------ Given records

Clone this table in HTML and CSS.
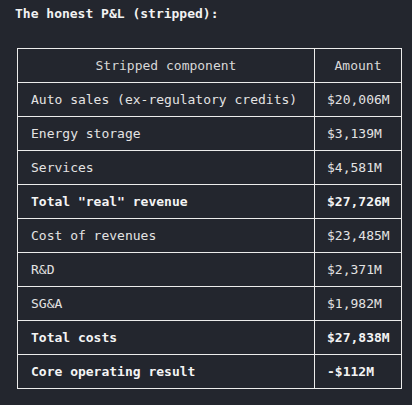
FILE: index.html
```html
<!DOCTYPE html>
<html lang="en">

<head>
    <meta charset="UTF-8">
    <title>The honest P&amp;L</title>
    <link rel="stylesheet" href="styles.css">
</head>

<body>
    <p class="title">The honest P&amp;L (stripped):</p>

    <table class="pl">
        <thead>
            <tr>
                <th>Stripped component</th>
                <th class="amount">Amount</th>
            </tr>
        </thead>
        <tbody>
            <tr>
                <td>Auto sales (ex-regulatory credits)</td>
                <td class="amount">$20,006M</td>
            </tr>
            <tr>
                <td>Energy storage</td>
                <td class="amount">$3,139M</td>
            </tr>
            <tr>
                <td>Services</td>
                <td class="amount">$4,581M</td>
            </tr>
            <tr class="total">
                <td>Total "real" revenue</td>
                <td class="amount">$27,726M</td>
            </tr>
            <tr>
                <td>Cost of revenues</td>
                <td class="amount">$23,485M</td>
            </tr>
            <tr>
                <td>R&amp;D</td>
                <td class="amount">$2,371M</td>
            </tr>
            <tr>
                <td>SG&amp;A</td>
                <td class="amount">$1,982M</td>
            </tr>
            <tr class="total">
                <td>Total costs</td>
                <td class="amount">$27,838M</td>
            </tr>
            <tr class="total">
                <td>Core operating result</td>
                <td class="amount">-$112M</td>
            </tr>
        </tbody>
    </table>
</body>

</html>
```

FILE: styles.css
```css
* {
    margin: 0;
    padding: 0;
    box-sizing: border-box;
}

body {
    background: #23262e;
    color: #e3e3e3;
    font-family: 'DejaVu Sans Mono', monospace;
    font-size: 13px;
    padding: 4px 15px;
}

.title {
    font-weight: bold;
    color: #f2f2f2;
    line-height: 20px;
}

.pl {
    margin-top: 24px;
    margin-left: 2px;
    width: 385px;
    border-collapse: collapse;
}

.pl th,
.pl td {
    border: 1px solid #ececec;
    height: 34px;
    padding: 0 13px;
    white-space: nowrap;
    text-align: left;
}

.pl th {
    font-weight: normal;
    text-align: center;
    color: #d8d8d8;
}

.pl .amount {
    width: 87px;
    padding: 0 10px 0 12px;
}

.pl th.amount {
    padding: 0 11px;
}

.total td {
    font-weight: bold;
    color: #f4f4f4;
}
```
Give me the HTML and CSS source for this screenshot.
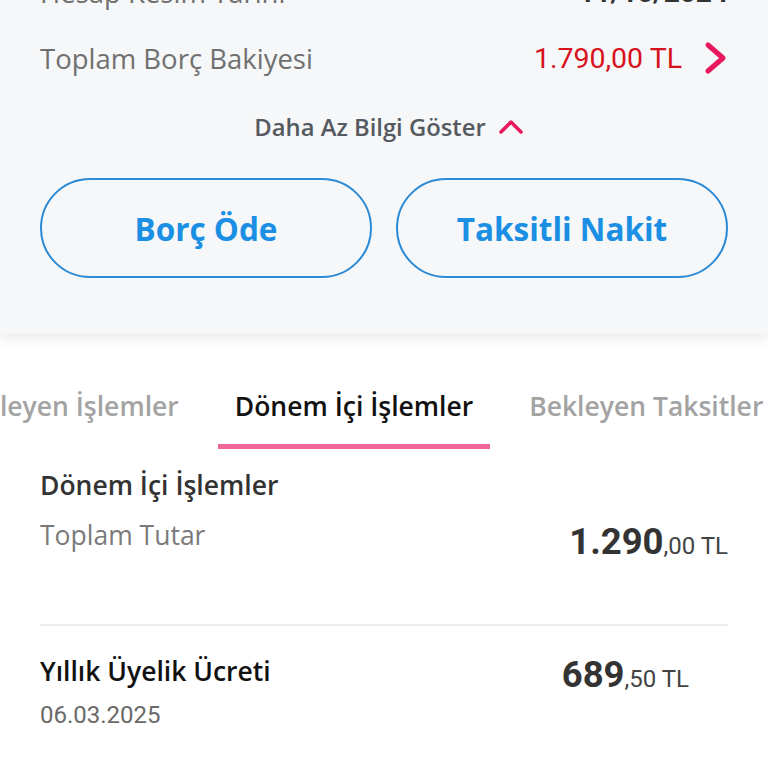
FILE: index.html
```html
<!DOCTYPE html>
<html lang="tr">
<head>
<meta charset="utf-8">
<title>Kart Detayı</title>
<link rel="stylesheet" href="styles.css">
</head>
<body>
<div class="summary">
  <div class="row">
    <span class="label">Hesap Kesim Tarihi</span>
    <span class="value-date">11/10/2024</span>
  </div>
  <div class="row">
    <span class="label">Toplam Borç Bakiyesi</span>
    <span class="value-debt">1.790,00 TL
      <svg class="chev" width="24" height="36" viewBox="0 0 24 36"><path d="M4 5 L19 18 L4 31" fill="none" stroke="#e8185c" stroke-width="5" stroke-linecap="round" stroke-linejoin="round"/></svg>
    </span>
  </div>
  <div class="toggle">
    <span>Daha Az Bilgi Göster</span>
    <svg width="26" height="18" viewBox="0 0 26 18"><path d="M3 14 L13 4 L23 14" fill="none" stroke="#e8185c" stroke-width="3.5" stroke-linecap="round" stroke-linejoin="round"/></svg>
  </div>
  <div class="actions">
    <button class="pill">Borç Öde</button>
    <button class="pill">Taksitli Nakit</button>
  </div>
</div>

<div class="tabs">
  <div class="tabs-track">
    <div class="tab">Bekleyen İşlemler</div>
    <div class="tab active">Dönem İçi İşlemler</div>
    <div class="tab">Bekleyen Taksitler</div>
  </div>
</div>

<div class="content">
  <h2 class="section-title">Dönem İçi İşlemler</h2>
  <div class="total">
    <span class="muted">Toplam Tutar</span>
    <span class="amount big"><b>1.290</b><small>,00 TL</small></span>
  </div>
  <div class="divider"></div>
  <div class="item">
    <div class="item-left">
      <div class="item-title">Yıllık Üyelik Ücreti</div>
      <div class="item-date">06.03.2025</div>
    </div>
    <span class="amount item-amount"><b>689</b><small>,50 TL</small></span>
  </div>
</div>
</body>
</html>
```

FILE: styles.css
```css
* { box-sizing: border-box; }
html, body { margin: 0; padding: 0; }
body {
  width: 768px;
  height: 768px;
  overflow: hidden;
  background: #ffffff;
  font-family: "Open Sans", "Noto Sans", sans-serif;
  color: #222;
}

.summary {
  background: #f5f7f9;
  margin-top: -41px;
  padding: 0 40px 56px;
  box-shadow: 0 4px 12px rgba(0, 0, 0, 0.09);
  position: relative;
  z-index: 1;
}
.row {
  height: 66px;
  display: flex;
  align-items: center;
  justify-content: space-between;
}
.label {
  font-size: 27.5px;
  color: #707070;
}
.value-date {
  font-family: Roboto, sans-serif;
  font-weight: 700;
  font-size: 28px;
  color: #333;
}
.value-debt {
  display: flex;
  align-items: center;
  gap: 22px;
  font-family: Roboto, sans-serif;
  font-size: 28.5px;
  color: #d8121c;
}
.chev { display: block; }

.toggle {
  height: 72px;
  display: flex;
  align-items: center;
  justify-content: center;
  gap: 12px;
  padding-left: 10px;
  font-size: 23.8px;
  font-weight: 600;
  color: #555a60;
}
.toggle svg { display: block; }

.actions {
  margin-top: 15px;
  display: grid;
  grid-template-columns: 1fr 1fr;
  gap: 24px;
}
.pill {
  height: 100px;
  border: 2px solid #2b8ad6;
  border-radius: 50px;
  background: transparent;
  font-family: "Open Sans", sans-serif;
  font-size: 31.5px;
  font-weight: 700;
  color: #1a8fe3;
}

.tabs {
  overflow: hidden;
  height: 116px;
}
.tabs-track {
  display: flex;
  gap: 22px;
  margin-left: -65px;
  padding-top: 53px;
  white-space: nowrap;
}
.tab {
  padding: 0 17px 19px;
  font-size: 26.5px;
  font-weight: 600;
  color: #a3a3a3;
  line-height: 38px;
  border-bottom: 5px solid transparent;
}
.tab.active {
  color: #111;
  border-bottom-color: #f2679a;
}

.content {
  padding: 0 40px;
}
.section-title {
  margin: 17px 0 0;
  font-size: 26.5px;
  font-weight: 600;
  line-height: 36px;
  color: #333;
}
.total {
  margin-top: 14px;
  display: flex;
  justify-content: space-between;
  align-items: flex-start;
}
.muted {
  font-size: 26.5px;
  color: #7a7a7a;
  line-height: 36px;
}
.amount {
  font-family: Roboto, sans-serif;
  color: #333;
  white-space: nowrap;
}
.amount b { font-weight: 700; font-size: 36.5px; }
.amount small { font-size: 24px; color: #444; }
.big { margin-top: 3px; }

.divider {
  margin-top: 61px;
  height: 2px;
  background: #ececec;
}

.item {
  margin-top: 27px;
  display: flex;
  justify-content: space-between;
  align-items: flex-start;
}
.item-title {
  font-size: 26.5px;
  font-weight: 600;
  color: #111;
  line-height: 36px;
}
.item-date {
  margin-top: 12px;
  font-family: Roboto, sans-serif;
  font-size: 24px;
  color: #6a6a6a;
}
.item-amount {
  margin-right: 39px;
  margin-top: 0;
}
```
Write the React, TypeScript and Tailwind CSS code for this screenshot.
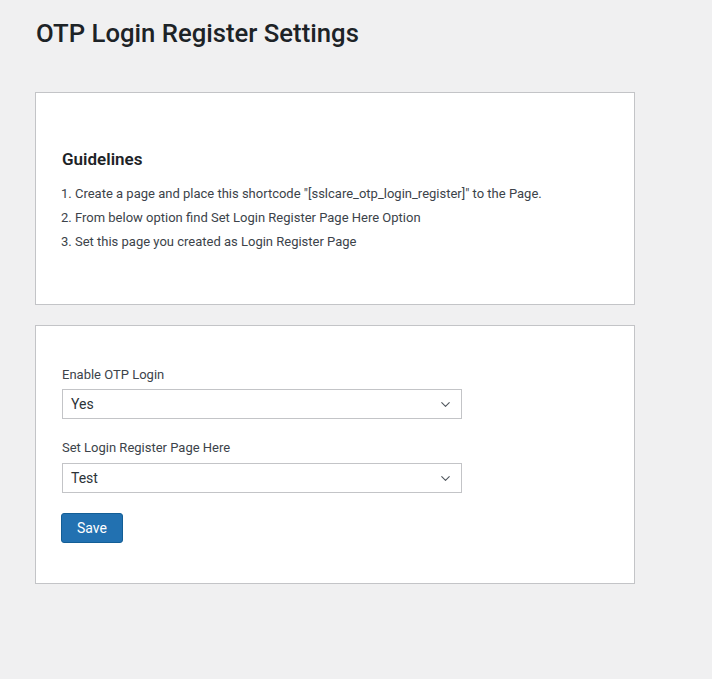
import { ChevronDown } from 'lucide-react';

const font = { fontFamily: 'Roboto, "Liberation Sans", sans-serif' };

function SelectField({ label, value, first }: { label: string; value: string; first?: boolean }) {
  return (
    <div>
      <p className={`text-[13px] text-[#3c434a] leading-[20px] ${first ? 'pt-px mb-[4px]' : 'mb-[5px]'}`}>{label}</p>
      <div className="w-[400px] h-[30px] border border-[#c3c4c7] bg-white flex items-center justify-between pl-[8px] pr-[8px]">
        <span className="text-[14px] text-[#2c3338]">{value}</span>
        <ChevronDown className="h-[15px] w-[15px] text-[#50575e]" strokeWidth={1.75} />
      </div>
    </div>
  );
}

export default function App() {
  return (
    <div className="min-h-[679px] bg-[#f0f0f1] pl-[35px] pt-[16px]" style={font}>
      {/* Header */}
      <h1 className="text-[25.7px] font-medium text-[#1d2327] leading-[34px] pl-px">OTP Login Register Settings</h1>

      {/* Guidelines */}
      <div className="mt-[42px] w-[600px] h-[213px] bg-white border border-[#c3c4c7] pt-[55px] px-[26px]">
        <h2 className="text-[17px] font-semibold text-[#1d2327] leading-[22px] mb-[14px]">Guidelines</h2>
        <div className="space-y-[4px] text-[13px] text-[#3c434a] leading-[20px] -ml-px">
          <p>1. Create a page and place this shortcode "[sslcare_otp_login_register]" to the Page.</p>
          <p>2. From below option find Set Login Register Page Here Option</p>
          <p>3. Set this page you created as Login Register Page</p>
        </div>
      </div>

      {/* Settings form */}
      <div className="mt-[20px] w-[600px] h-[259px] bg-white border border-[#c3c4c7] pt-[38px] px-[26px]">
        <div className="space-y-[19px]">
          <SelectField label="Enable OTP Login" value="Yes" first />
          <SelectField label="Set Login Register Page Here" value="Test" />
        </div>
        <button className="mt-[20px] -ml-px h-[30px] w-[62px] rounded-[3px] bg-[#2271b1] border border-[#135e96] text-white text-[14px]">
          Save
        </button>
      </div>
    </div>
  );
}
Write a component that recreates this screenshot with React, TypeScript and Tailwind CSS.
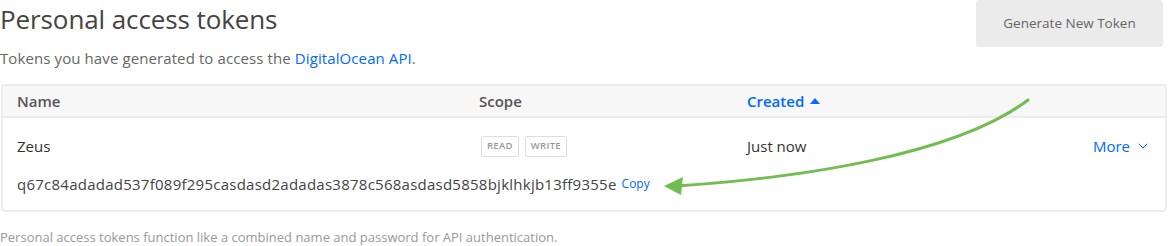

------------

Each line of the material above either contains the word "table" or does not; state how many do, and nothing else.

Solution to the exercise: 3